From what I can tell, to do text classification you call get_rnn_classifier which creates the RNN part of the model plus the classifer. The classifier source code is as follows:

class LinearBlock(nn.Module):
    def __init__(self, ni, nf, drop):
        super().__init__()
        self.lin = nn.Linear(ni, nf)
        self.drop = nn.Dropout(drop)
        self.bn = nn.BatchNorm1d(ni)

    def forward(self, x): return self.lin(self.drop(self.bn(x)))


class PoolingLinearClassifier(nn.Module):
    def __init__(self, layers, drops):
        super().__init__()
        self.layers = nn.ModuleList([
            LinearBlock(layers[i], layers[i + 1], drops[i]) for i in range(len(layers) - 1)])

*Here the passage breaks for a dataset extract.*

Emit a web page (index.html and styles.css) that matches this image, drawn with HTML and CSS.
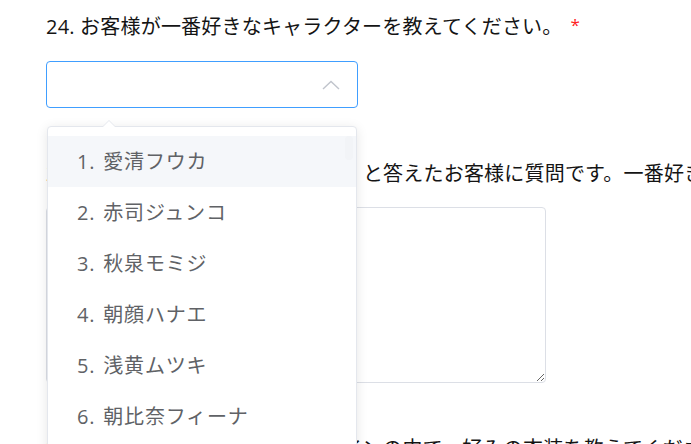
FILE: index.html
```html
<!DOCTYPE html>
<html lang="ja">
<head>
  <meta charset="UTF-8">
  <meta name="viewport" content="width=device-width, initial-scale=1.0">
  <title>アンケート</title>
  <link rel="stylesheet" href="styles.css">
</head>
<body>
  <div class="form">
    <div class="question">
      <div class="q-title">24. お客様が一番好きなキャラクターを教えてください。<span class="req">*</span></div>
      <div class="select-wrap">
        <div class="select">
          <input class="select-input" type="text" readonly>
          <svg class="select-arrow" width="18" height="10" viewBox="0 0 18 10">
            <polyline points="1,9 9,1.5 17,9" fill="none" stroke="#c0c4cc" stroke-width="1.4"/>
          </svg>
        </div>
        <div class="dropdown">
          <div class="dropdown-arrow"></div>
          <ul class="options">
            <li class="option hover">1. 愛清フウカ</li>
            <li class="option">2. 赤司ジュンコ</li>
            <li class="option">3. 秋泉モミジ</li>
            <li class="option">4. 朝顔ハナエ</li>
            <li class="option">5. 浅黄ムツキ</li>
            <li class="option">6. 朝比奈フィーナ</li>
            <li class="option">7. 阿慈谷ヒフミ</li>
          </ul>
          <div class="thumb"></div>
        </div>
      </div>
    </div>
    <div class="question">
      <div class="q-title">25. 前の質問で「愛清フウカ以外」と答えたお客様に質問です。一番好きなシーンを教えてください。</div>
      <textarea class="answer"></textarea>
    </div>
    <div class="question">
      <div class="q-title">26. 上記のキャラクターの各デザインの中で、好みの衣装を教えてください。</div>
    </div>
  </div>
</body>
</html>
```

FILE: styles.css
```css
body {
  margin: 0;
  background-color: white;
  font-family: "Open Sans", "Noto Sans CJK JP", sans-serif;
  overflow: hidden;
}
.form {
  padding: 12px 0 0 46px;
}
.question {
  margin-bottom: 51px;
}
.q-title {
  font-size: 20px;
  line-height: 30px;
  color: #141414;
  white-space: nowrap;
  margin-bottom: 18px;
  letter-spacing: 0.2px;
}
.req {
  color: #f22;
  font-size: 17px;
  margin-left: 8px;
  position: relative;
  top: -3px;
}
.select-wrap {
  position: relative;
  width: 312px;
}
.select {
  position: relative;
  height: 47px;
}
.select-input {
  box-sizing: border-box;
  width: 100%;
  height: 47px;
  border: 1px solid #409eff;
  border-radius: 4px;
  outline: none;
  padding: 0 40px 0 20px;
  font-size: 20px;
  background: white;
}
.select-arrow {
  position: absolute;
  right: 18px;
  top: 19px;
}
.dropdown {
  position: absolute;
  top: 65px;
  left: 1px;
  width: 310px;
  box-sizing: border-box;
  border: 1px solid #e4e7ed;
  border-radius: 4px;
  background: white;
  box-shadow: 0 2px 12px 0 rgba(0, 0, 0, 0.1);
  z-index: 10;
}
.dropdown-arrow {
  position: absolute;
  top: -7px;
  left: 54px;
  width: 0;
  height: 0;
  border-left: 7px solid transparent;
  border-right: 7px solid transparent;
  border-bottom: 7px solid #e4e7ed;
}
.dropdown-arrow::after {
  content: "";
  position: absolute;
  top: 1px;
  left: -6px;
  border-left: 6px solid transparent;
  border-right: 6px solid transparent;
  border-bottom: 6px solid white;
}
.options {
  list-style: none;
  margin: 0;
  padding: 9px 0;
}
.option {
  height: 51px;
  line-height: 51px;
  padding: 0 29px;
  font-size: 20px;
  letter-spacing: 0.8px;
  word-spacing: 2px;
  color: #606266;
  white-space: nowrap;
}
.option.hover {
  background-color: #f5f7fa;
}
.thumb {
  position: absolute;
  top: 9px;
  right: 3px;
  width: 8px;
  height: 24px;
  border-radius: 4px;
  background: rgba(144, 147, 153, 0.03);
}
.answer {
  display: block;
  box-sizing: border-box;
  width: 500px;
  height: 176px;
  border: 1px solid #dcdfe6;
  border-radius: 4px;
  outline: none;
  font-size: 20px;
  font-family: inherit;
  background: white;
}
```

    def pool(self, x, bs, is_max):
        f = F.adaptive_max_pool1d if is_max else F.adaptive_avg_pool1d
        return f(x.permute(1,2,0), (1,)).view(bs,-1)

    def forward(self, input):
        raw_outputs, outputs = input
        output = outputs[-1]
        sl,bs,_ = output.size()
        avgpool = self.pool(output, bs, False)
        mxpool = self.pool(output, bs, True)
        x = torch.cat([output[-1], mxpool, avgpool], 1)
        for l in self.layers:
            l_x = l(x)
            x = F.relu(l_x)
        return l_x, raw_outputs, outputs

To me this looks like dropout/BN/relu is being done on the final output layer. Isn’t this unusual? Why would you do these ops right before producing the log probabilities?

Apologies if this is answered somewhere in the video lectures, I just was poking through the source code trying to get an understanding of the model.


(Kireet M Reddy) #2

this was my mistake, the dropout/BN applies to the input of the layers, so it all makes sense.